↓
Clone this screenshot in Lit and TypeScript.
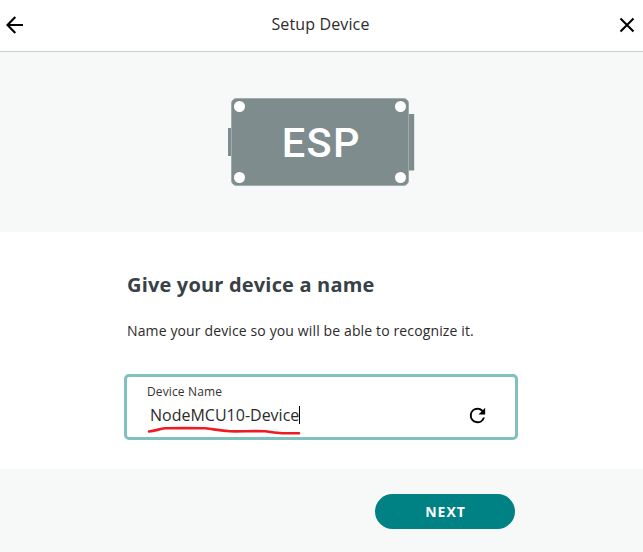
import { LitElement, html, css } from "lit";
import { customElement, property } from "lit/decorators.js";

@customElement("device-board")
class DeviceBoard extends LitElement {
  static styles = css`
    :host { display: block; line-height: 0; }
    .label { font: 500 41.5px Roboto, sans-serif; letter-spacing: 1.4px; }
  `;
  render() {
    return html`<svg width="188" height="90" viewBox="0 0 188 90">
      <g fill="#7f8c8d">
        <rect x="1" y="31" width="4" height="28" />
        <rect x="181" y="17" width="6.2" height="56.5" />
        <rect x="4.5" y="1.5" width="177" height="87" rx="5" stroke="#a1abab" />
      </g>
      <g fill="#fff">
        <circle cx="12.5" cy="9.5" r="5.5" />
        <circle cx="173.5" cy="9.5" r="5.5" />
        <circle cx="12.5" cy="80.5" r="5.5" />
        <circle cx="173.5" cy="80.5" r="5.5" />
        <text class="label" x="54.7" y="59.5">ESP</text>
      </g>
    </svg>`;
  }
}

@customElement("name-field")
class NameField extends LitElement {
  @property() label = "";
  @property() value = "";
  static styles = css`
    :host {
      display: flex; box-sizing: border-box; width: 394px; height: 66px;
      border: 3px solid #80c0c0; border-radius: 5px; background: #fff;
      justify-content: space-between; padding: 7px 26px 0 20px;
    }
    .label { font-size: 12px; line-height: 16px; letter-spacing: 0.13px; color: #333; }
    .value {
      position: relative; display: flex; align-items: center; width: max-content;
      font-size: 16px; line-height: 22px; margin: 4px 0 0 3px; color: #2b2b2b;
    }
    .caret { width: 1px; height: 18px; background: #000; }
    .mark { position: absolute; left: -3px; top: 22px; }
    .reload { margin-top: 20px; }
  `;
  render() {
    return html`
      <div>
        <div class="label">${this.label}</div>
        <div class="value">
          <span>${this.value}</span><span class="caret"></span>
          <svg class="mark" width="156" height="10" viewBox="0 0 156 10">
            <path d="M2 5.5C8 5 12 3 18 2.3C32 2 44 2 58 2.3C67 3.2 73 4.6 83 5.3C94 5.7 106 4.6 118 5.3C124 6 129 7 135 7.2L152 7.2"
              fill="none" stroke="#ed1c24" stroke-width="2.6" stroke-linecap="round" stroke-linejoin="round" />
          </svg>
        </div>
      </div>
      <svg class="reload" width="23" height="23" viewBox="0 0 24 24">
        <path d="M17.65 6.35A7.96 7.96 0 0 0 12 4a8 8 0 1 0 7.73 10h-2.08A6 6 0 1 1 12 6c1.66 0 3.14.69 4.22 1.78L13 11h7V4z" />
      </svg>`;
  }
}

@customElement("app-root")
class AppRoot extends LitElement {
  static styles = css`
    :host {
      display: flex; flex-direction: column; width: 643px; height: 552px; overflow: hidden;
      background: #fff; color: #2b2b2b; font-family: "Open Sans", "Noto Sans", sans-serif;
    }
    header {
      box-sizing: border-box; height: 52px; display: flex; align-items: center;
      justify-content: space-between; padding: 0 8px 3px 5px; border-bottom: 1px solid #c9cfcf;
    }
    .title { font-size: 16px; line-height: 22px; letter-spacing: 0.13px; margin-right: 2px; }
    .hero { height: 180px; background: #f7f9f9; display: flex; padding: 45px 0 0 227px; box-sizing: border-box; }
    main { height: 237px; box-sizing: border-box; padding: 38px 0 0 124px; }
    h1 { margin: 0 3px; font-size: 20px; line-height: 30px; font-weight: 700; letter-spacing: 0.18px; color: #374146; }
    p { margin: 20px 3px 33px; font-size: 14px; line-height: 21px; letter-spacing: 0.13px; }
    footer { flex: 1; background: #f7f9f9; display: flex; padding: 25px 128px 0 0; justify-content: flex-end; align-items: flex-start; }
    button {
      width: 140px; height: 35px; border: 0; border-radius: 18px; padding: 0 0 0 1px; background: #008184;
      color: #fff; font: 700 14px "Open Sans", sans-serif; letter-spacing: 1px;
    }
    header svg { display: block; fill: none; stroke: #000; stroke-width: 2.1; position: relative; top: 0.5px; }
  `;
  render() {
    return html`
      <header>
        <svg width="19" height="18" viewBox="0 0 19 18"><path d="M18 9H3M10.3 1L2.5 9L10.3 17" /></svg>
        <span class="title">Setup Device</span>
        <svg width="16" height="16" viewBox="0 0 16 16"><path d="M1.5 1.5L14.5 14.5M14.5 1.5L1.5 14.5" /></svg>
      </header>
      <section class="hero"><device-board></device-board></section>
      <main>
        <h1>Give your device a name</h1>
        <p>Name your device so you will be able to recognize it.</p>
        <name-field label="Device Name" value="NodeMCU10-Device"></name-field>
      </main>
      <footer><button>NEXT</button></footer>`;
  }
}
↑
- AIM:
Repeat the listing above exactly, with no pictures.

- RESPONSE TO THE TASK:
Clone this screenshot in Lit and TypeScript.
import { LitElement, html, css } from "lit";
import { customElement, property } from "lit/decorators.js";

@customElement("device-board")
class DeviceBoard extends LitElement {
  static styles = css`
    :host { display: block; line-height: 0; }
    .label { font: 500 41.5px Roboto, sans-serif; letter-spacing: 1.4px; }
  `;
  render() {
    return html`<svg width="188" height="90" viewBox="0 0 188 90">
      <g fill="#7f8c8d">
        <rect x="1" y="31" width="4" height="28" />
        <rect x="181" y="17" width="6.2" height="56.5" />
        <rect x="4.5" y="1.5" width="177" height="87" rx="5" stroke="#a1abab" />
      </g>
      <g fill="#fff">
        <circle cx="12.5" cy="9.5" r="5.5" />
        <circle cx="173.5" cy="9.5" r="5.5" />
        <circle cx="12.5" cy="80.5" r="5.5" />
        <circle cx="173.5" cy="80.5" r="5.5" />
        <text class="label" x="54.7" y="59.5">ESP</text>
      </g>
    </svg>`;
  }
}

@customElement("name-field")
class NameField extends LitElement {
  @property() label = "";
  @property() value = "";
  static styles = css`
    :host {
      display: flex; box-sizing: border-box; width: 394px; height: 66px;
      border: 3px solid #80c0c0; border-radius: 5px; background: #fff;
      justify-content: space-between; padding: 7px 26px 0 20px;
    }
    .label { font-size: 12px; line-height: 16px; letter-spacing: 0.13px; color: #333; }
    .value {
      position: relative; display: flex; align-items: center; width: max-content;
      font-size: 16px; line-height: 22px; margin: 4px 0 0 3px; color: #2b2b2b;
    }
    .caret { width: 1px; height: 18px; background: #000; }
    .mark { position: absolute; left: -3px; top: 22px; }
    .reload { margin-top: 20px; }
  `;
  render() {
    return html`
      <div>
        <div class="label">${this.label}</div>
        <div class="value">
          <span>${this.value}</span><span class="caret"></span>
          <svg class="mark" width="156" height="10" viewBox="0 0 156 10">
            <path d="M2 5.5C8 5 12 3 18 2.3C32 2 44 2 58 2.3C67 3.2 73 4.6 83 5.3C94 5.7 106 4.6 118 5.3C124 6 129 7 135 7.2L152 7.2"
              fill="none" stroke="#ed1c24" stroke-width="2.6" stroke-linecap="round" stroke-linejoin="round" />
          </svg>
        </div>
      </div>
      <svg class="reload" width="23" height="23" viewBox="0 0 24 24">
        <path d="M17.65 6.35A7.96 7.96 0 0 0 12 4a8 8 0 1 0 7.73 10h-2.08A6 6 0 1 1 12 6c1.66 0 3.14.69 4.22 1.78L13 11h7V4z" />
      </svg>`;
  }
}

@customElement("app-root")
class AppRoot extends LitElement {
  static styles = css`
    :host {
      display: flex; flex-direction: column; width: 643px; height: 552px; overflow: hidden;
      background: #fff; color: #2b2b2b; font-family: "Open Sans", "Noto Sans", sans-serif;
    }
    header {
      box-sizing: border-box; height: 52px; display: flex; align-items: center;
      justify-content: space-between; padding: 0 8px 3px 5px; border-bottom: 1px solid #c9cfcf;
    }
    .title { font-size: 16px; line-height: 22px; letter-spacing: 0.13px; margin-right: 2px; }
    .hero { height: 180px; background: #f7f9f9; display: flex; padding: 45px 0 0 227px; box-sizing: border-box; }
    main { height: 237px; box-sizing: border-box; padding: 38px 0 0 124px; }
    h1 { margin: 0 3px; font-size: 20px; line-height: 30px; font-weight: 700; letter-spacing: 0.18px; color: #374146; }
    p { margin: 20px 3px 33px; font-size: 14px; line-height: 21px; letter-spacing: 0.13px; }
    footer { flex: 1; background: #f7f9f9; display: flex; padding: 25px 128px 0 0; justify-content: flex-end; align-items: flex-start; }
    button {
      width: 140px; height: 35px; border: 0; border-radius: 18px; padding: 0 0 0 1px; background: #008184;
      color: #fff; font: 700 14px "Open Sans", sans-serif; letter-spacing: 1px;
    }
    header svg { display: block; fill: none; stroke: #000; stroke-width: 2.1; position: relative; top: 0.5px; }
  `;
  render() {
    return html`
      <header>
        <svg width="19" height="18" viewBox="0 0 19 18"><path d="M18 9H3M10.3 1L2.5 9L10.3 17" /></svg>
        <span class="title">Setup Device</span>
        <svg width="16" height="16" viewBox="0 0 16 16"><path d="M1.5 1.5L14.5 14.5M14.5 1.5L1.5 14.5" /></svg>
      </header>
      <section class="hero"><device-board></device-board></section>
      <main>
        <h1>Give your device a name</h1>
        <p>Name your device so you will be able to recognize it.</p>
        <name-field label="Device Name" value="NodeMCU10-Device"></name-field>
      </main>
      <footer><button>NEXT</button></footer>`;
  }
}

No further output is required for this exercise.